### EXERCISE AIM
Below are some entries. Copy each line that holds the string "components".

### Records with interface code
[Begin]

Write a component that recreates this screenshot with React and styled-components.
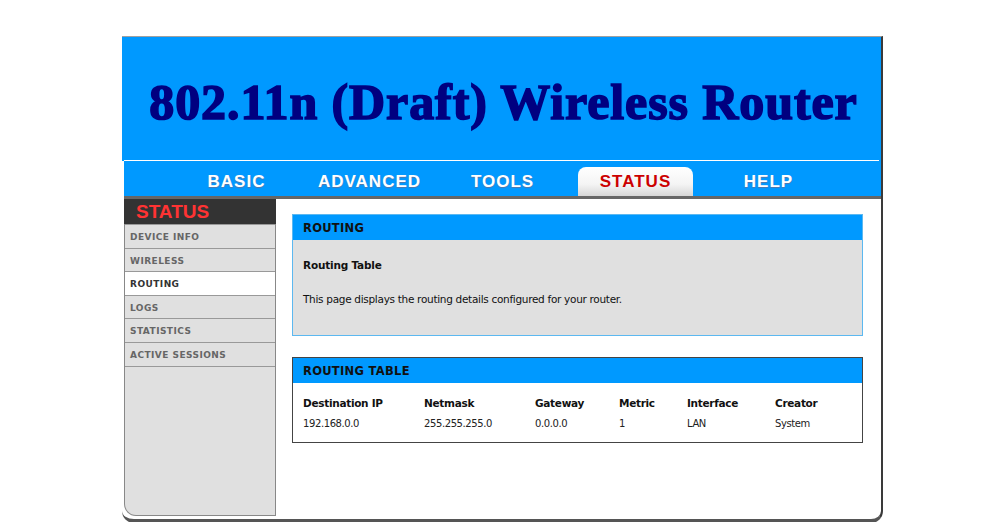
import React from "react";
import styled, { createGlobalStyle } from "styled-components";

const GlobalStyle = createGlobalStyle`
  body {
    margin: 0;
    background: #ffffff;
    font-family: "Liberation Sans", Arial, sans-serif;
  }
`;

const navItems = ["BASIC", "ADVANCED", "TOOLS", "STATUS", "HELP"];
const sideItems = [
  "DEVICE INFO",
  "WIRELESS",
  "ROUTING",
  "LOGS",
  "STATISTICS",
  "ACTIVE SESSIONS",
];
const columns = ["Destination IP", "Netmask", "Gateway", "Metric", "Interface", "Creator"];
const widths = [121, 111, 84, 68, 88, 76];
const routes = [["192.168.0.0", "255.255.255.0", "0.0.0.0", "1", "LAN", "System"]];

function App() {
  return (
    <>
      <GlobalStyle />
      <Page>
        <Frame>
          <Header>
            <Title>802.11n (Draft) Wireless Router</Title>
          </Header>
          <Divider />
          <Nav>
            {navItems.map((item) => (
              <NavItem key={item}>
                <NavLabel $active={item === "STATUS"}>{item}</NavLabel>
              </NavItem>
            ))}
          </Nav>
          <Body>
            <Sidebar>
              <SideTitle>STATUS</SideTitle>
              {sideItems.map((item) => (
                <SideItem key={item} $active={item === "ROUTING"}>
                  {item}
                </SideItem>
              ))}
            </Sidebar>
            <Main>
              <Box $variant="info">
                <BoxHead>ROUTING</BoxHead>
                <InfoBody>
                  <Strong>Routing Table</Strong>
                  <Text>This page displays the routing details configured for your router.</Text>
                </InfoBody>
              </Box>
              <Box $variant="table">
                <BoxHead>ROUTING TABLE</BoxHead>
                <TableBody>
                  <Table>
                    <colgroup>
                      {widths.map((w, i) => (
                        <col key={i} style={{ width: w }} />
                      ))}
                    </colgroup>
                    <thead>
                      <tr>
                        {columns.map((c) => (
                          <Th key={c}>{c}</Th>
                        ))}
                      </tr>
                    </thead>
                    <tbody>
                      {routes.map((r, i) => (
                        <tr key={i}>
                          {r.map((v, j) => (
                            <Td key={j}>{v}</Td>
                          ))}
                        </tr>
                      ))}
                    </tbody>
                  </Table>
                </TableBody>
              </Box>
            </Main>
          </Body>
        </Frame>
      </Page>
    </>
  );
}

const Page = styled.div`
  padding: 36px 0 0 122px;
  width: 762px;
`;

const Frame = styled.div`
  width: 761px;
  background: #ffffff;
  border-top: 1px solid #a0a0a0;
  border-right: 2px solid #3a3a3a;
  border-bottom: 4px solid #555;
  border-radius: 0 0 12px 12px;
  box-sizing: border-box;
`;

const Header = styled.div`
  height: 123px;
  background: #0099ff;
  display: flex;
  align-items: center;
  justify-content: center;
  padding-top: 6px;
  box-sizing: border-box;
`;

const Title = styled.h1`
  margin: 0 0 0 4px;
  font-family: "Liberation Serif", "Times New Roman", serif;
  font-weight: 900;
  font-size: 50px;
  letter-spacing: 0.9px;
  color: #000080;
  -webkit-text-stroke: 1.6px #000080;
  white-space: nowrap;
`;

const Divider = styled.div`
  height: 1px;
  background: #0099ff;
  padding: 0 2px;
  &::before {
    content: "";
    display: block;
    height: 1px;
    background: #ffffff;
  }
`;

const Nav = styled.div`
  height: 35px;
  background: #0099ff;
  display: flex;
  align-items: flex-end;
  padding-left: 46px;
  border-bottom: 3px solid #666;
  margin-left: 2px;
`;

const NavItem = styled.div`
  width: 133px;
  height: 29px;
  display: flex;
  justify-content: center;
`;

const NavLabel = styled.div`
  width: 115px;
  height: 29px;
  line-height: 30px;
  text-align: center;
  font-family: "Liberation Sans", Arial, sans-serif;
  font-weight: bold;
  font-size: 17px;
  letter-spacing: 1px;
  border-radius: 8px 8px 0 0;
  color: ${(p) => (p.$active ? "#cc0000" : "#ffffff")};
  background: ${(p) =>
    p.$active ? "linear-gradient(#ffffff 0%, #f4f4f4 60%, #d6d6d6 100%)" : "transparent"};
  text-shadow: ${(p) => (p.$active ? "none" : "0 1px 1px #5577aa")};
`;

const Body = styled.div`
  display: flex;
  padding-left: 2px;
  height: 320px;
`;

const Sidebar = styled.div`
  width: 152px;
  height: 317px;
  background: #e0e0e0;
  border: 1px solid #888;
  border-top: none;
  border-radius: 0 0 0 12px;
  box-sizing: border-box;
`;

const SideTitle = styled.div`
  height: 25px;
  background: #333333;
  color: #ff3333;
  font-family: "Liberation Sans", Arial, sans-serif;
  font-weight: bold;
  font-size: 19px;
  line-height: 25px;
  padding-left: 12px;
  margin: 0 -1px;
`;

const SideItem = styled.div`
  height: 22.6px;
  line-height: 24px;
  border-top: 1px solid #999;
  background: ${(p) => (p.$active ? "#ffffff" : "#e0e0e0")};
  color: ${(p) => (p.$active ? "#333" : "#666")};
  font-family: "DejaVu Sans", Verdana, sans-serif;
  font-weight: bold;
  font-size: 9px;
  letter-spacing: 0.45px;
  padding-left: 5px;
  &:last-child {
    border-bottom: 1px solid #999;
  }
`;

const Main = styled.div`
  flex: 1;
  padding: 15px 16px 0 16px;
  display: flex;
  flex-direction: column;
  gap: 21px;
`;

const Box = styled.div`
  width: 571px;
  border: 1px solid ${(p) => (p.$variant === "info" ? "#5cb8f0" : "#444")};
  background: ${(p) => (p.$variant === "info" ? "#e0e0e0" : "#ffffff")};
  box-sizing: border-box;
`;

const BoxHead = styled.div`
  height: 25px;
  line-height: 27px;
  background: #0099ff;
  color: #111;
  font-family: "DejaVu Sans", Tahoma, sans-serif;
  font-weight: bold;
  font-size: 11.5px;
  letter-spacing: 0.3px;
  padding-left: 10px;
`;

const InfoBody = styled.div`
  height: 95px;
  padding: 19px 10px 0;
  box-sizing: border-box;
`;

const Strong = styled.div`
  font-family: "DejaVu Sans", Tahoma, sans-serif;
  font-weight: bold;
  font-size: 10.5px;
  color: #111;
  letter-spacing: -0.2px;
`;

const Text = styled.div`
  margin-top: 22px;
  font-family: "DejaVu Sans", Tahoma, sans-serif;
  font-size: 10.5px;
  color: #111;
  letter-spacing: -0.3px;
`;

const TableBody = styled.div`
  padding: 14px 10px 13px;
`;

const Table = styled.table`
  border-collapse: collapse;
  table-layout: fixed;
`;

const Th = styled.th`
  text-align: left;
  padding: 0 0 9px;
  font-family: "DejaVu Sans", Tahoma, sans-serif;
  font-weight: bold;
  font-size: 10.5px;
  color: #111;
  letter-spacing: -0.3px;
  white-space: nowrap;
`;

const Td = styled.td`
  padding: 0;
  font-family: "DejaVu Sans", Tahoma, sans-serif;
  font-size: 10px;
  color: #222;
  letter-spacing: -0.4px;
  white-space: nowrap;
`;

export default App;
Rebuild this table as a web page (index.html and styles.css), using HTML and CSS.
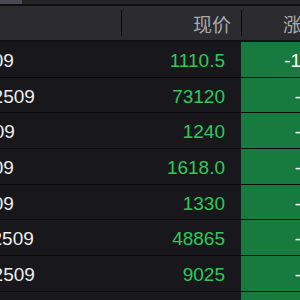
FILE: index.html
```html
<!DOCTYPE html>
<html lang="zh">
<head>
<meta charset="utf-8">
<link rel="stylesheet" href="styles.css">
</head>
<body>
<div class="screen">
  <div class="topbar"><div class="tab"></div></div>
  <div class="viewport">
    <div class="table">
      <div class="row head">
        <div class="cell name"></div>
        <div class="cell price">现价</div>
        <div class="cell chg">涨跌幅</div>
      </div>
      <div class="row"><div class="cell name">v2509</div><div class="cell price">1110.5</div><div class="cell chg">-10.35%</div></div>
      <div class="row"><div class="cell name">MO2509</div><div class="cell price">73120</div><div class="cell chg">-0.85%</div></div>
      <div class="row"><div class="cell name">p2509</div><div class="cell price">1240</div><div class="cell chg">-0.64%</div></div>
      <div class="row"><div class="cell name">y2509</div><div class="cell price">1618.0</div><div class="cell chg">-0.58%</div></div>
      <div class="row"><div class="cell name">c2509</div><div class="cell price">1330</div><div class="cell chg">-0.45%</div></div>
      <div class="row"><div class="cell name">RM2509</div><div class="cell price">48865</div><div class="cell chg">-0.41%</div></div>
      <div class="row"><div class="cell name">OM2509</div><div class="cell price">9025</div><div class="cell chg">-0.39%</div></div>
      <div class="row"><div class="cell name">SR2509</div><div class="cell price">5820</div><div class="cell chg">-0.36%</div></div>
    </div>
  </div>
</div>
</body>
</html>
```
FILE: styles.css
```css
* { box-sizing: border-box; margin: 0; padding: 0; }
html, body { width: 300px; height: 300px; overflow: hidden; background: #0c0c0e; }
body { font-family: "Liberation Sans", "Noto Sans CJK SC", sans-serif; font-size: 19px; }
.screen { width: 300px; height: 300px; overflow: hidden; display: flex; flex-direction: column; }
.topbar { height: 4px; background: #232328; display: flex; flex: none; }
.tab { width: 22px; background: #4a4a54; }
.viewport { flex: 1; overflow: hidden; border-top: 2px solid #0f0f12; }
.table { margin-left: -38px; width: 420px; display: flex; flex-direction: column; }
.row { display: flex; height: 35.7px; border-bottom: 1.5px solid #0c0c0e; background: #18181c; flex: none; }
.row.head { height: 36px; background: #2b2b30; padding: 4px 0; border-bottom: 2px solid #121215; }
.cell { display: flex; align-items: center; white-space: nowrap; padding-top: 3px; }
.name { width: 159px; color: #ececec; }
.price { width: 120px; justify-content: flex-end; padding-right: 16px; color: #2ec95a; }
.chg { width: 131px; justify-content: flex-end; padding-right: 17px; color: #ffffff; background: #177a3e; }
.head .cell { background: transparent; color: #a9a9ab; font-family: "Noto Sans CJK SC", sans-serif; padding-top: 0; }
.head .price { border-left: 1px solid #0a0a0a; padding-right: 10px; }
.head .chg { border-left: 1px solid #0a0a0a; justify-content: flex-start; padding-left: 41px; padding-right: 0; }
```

[End]

### SOLVED PROBLEM
Write a component that recreates this screenshot with React and styled-components.
import styled, { createGlobalStyle } from "styled-components";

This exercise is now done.